Check each line of the material below, and copy it if it holds the string "index".

--- START Recorded data ---

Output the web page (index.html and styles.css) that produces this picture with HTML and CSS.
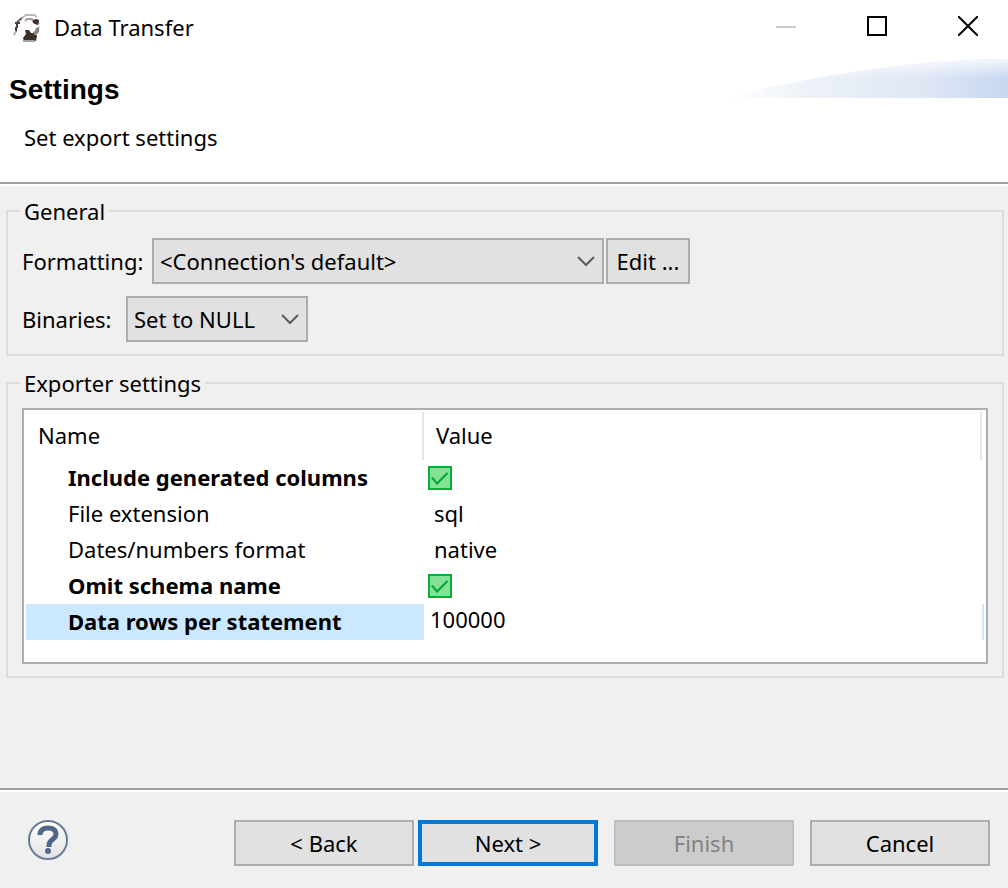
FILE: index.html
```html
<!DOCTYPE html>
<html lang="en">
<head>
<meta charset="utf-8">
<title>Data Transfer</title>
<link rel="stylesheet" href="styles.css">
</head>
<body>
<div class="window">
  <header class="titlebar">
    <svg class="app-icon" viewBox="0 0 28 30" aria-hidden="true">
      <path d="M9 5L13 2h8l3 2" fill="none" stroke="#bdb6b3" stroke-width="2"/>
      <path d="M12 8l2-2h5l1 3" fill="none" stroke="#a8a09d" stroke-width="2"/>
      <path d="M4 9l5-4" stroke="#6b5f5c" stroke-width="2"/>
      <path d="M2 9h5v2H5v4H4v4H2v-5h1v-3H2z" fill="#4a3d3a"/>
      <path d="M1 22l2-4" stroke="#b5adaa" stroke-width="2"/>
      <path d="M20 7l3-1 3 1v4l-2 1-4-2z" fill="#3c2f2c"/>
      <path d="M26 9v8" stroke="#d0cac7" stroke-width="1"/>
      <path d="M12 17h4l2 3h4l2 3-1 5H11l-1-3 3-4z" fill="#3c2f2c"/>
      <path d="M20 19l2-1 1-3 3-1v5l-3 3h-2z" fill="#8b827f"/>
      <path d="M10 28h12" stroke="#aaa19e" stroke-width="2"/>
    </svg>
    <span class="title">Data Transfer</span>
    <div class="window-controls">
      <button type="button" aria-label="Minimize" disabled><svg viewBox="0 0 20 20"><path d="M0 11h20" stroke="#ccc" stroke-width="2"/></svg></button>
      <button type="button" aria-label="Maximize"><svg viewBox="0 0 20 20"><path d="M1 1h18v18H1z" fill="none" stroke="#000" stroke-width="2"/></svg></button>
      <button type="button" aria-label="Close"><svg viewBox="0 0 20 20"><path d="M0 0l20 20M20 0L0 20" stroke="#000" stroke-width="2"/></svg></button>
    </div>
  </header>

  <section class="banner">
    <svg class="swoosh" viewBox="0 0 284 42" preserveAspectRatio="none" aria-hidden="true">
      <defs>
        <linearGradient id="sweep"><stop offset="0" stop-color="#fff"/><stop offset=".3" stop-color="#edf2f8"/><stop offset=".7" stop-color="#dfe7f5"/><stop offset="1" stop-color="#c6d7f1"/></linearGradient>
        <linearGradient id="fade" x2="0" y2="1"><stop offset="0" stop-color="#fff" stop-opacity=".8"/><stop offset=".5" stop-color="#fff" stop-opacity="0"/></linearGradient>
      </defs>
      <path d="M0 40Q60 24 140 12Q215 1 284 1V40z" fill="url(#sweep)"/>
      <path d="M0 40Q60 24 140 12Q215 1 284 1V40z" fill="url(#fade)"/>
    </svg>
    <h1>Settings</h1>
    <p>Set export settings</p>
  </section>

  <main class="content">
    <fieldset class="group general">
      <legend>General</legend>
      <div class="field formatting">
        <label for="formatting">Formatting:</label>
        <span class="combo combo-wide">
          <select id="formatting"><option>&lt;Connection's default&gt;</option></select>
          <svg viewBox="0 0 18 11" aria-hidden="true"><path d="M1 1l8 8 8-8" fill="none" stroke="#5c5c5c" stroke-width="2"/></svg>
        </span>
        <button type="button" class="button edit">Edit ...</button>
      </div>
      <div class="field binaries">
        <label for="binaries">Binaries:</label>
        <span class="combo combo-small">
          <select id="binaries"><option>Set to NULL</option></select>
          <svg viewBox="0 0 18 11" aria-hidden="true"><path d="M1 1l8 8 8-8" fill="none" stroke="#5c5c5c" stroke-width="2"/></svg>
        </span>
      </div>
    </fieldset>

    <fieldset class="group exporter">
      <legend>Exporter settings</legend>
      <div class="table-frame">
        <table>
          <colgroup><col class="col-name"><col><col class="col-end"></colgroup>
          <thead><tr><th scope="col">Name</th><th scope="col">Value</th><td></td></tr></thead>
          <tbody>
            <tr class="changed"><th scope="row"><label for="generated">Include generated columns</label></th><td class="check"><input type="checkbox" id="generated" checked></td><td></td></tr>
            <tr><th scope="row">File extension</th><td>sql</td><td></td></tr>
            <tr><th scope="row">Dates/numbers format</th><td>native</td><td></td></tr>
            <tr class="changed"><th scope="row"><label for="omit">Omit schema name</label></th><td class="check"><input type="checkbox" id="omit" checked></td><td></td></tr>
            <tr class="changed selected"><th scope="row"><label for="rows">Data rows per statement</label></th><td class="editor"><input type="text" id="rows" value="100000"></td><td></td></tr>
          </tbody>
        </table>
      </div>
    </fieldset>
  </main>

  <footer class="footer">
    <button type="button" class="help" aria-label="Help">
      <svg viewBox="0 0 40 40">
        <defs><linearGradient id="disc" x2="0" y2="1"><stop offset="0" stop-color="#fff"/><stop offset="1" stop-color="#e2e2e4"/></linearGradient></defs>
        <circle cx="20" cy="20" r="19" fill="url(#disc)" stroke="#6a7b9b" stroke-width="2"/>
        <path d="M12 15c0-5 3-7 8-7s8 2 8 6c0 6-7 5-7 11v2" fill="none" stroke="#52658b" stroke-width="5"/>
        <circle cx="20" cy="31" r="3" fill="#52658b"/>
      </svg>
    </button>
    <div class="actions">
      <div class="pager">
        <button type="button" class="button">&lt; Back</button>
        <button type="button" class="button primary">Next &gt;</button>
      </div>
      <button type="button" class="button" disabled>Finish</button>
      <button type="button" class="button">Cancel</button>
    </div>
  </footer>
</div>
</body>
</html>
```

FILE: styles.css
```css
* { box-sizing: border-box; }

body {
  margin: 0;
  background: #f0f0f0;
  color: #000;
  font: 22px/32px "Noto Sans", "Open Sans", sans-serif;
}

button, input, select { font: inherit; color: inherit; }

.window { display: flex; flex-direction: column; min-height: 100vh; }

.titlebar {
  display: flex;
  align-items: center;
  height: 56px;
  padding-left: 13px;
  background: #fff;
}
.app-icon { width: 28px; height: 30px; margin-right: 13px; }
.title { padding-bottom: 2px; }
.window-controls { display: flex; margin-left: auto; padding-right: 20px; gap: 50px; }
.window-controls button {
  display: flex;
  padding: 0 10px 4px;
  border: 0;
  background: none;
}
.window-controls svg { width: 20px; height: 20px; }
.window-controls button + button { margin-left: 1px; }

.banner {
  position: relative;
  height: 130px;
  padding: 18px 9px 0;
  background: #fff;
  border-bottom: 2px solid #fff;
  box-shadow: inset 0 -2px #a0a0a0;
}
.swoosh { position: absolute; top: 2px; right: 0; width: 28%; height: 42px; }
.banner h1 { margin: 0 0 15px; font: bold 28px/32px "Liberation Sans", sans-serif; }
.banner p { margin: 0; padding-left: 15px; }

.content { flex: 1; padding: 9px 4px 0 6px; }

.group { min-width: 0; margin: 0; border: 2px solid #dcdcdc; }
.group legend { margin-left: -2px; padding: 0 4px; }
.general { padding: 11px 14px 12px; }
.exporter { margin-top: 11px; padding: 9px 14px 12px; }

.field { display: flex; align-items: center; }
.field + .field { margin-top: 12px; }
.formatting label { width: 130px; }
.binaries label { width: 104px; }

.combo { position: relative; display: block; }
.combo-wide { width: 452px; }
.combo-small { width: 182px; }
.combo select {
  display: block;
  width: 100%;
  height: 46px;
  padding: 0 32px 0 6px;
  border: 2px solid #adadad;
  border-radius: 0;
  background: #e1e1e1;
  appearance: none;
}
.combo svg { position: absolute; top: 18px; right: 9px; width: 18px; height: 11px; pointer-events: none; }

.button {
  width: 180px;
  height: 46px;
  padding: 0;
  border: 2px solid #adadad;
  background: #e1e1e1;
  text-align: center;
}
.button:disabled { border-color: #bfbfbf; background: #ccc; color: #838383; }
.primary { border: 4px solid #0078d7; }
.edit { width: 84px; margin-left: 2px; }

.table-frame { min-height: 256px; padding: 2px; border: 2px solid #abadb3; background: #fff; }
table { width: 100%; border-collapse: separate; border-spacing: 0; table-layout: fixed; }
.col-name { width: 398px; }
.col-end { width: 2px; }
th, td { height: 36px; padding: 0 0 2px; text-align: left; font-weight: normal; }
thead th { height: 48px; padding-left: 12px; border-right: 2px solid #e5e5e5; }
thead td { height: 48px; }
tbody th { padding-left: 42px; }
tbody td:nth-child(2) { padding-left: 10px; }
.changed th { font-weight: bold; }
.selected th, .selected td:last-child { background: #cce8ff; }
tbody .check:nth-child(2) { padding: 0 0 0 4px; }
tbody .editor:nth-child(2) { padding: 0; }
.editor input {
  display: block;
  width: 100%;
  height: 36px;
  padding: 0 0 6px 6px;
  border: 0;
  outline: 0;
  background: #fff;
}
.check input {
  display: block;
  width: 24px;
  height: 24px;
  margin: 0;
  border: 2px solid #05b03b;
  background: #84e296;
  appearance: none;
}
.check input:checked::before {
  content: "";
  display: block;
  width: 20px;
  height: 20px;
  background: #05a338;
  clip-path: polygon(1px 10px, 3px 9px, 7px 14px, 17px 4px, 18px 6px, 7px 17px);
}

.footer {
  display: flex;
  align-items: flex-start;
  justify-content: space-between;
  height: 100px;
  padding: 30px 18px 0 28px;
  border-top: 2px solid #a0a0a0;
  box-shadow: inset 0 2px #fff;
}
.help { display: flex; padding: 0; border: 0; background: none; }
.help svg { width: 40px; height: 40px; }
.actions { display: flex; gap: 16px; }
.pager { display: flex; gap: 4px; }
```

--- END Recorded data ---

— Answer for the task —
Output the web page (index.html and styles.css) that produces this picture with HTML and CSS.
FILE: index.html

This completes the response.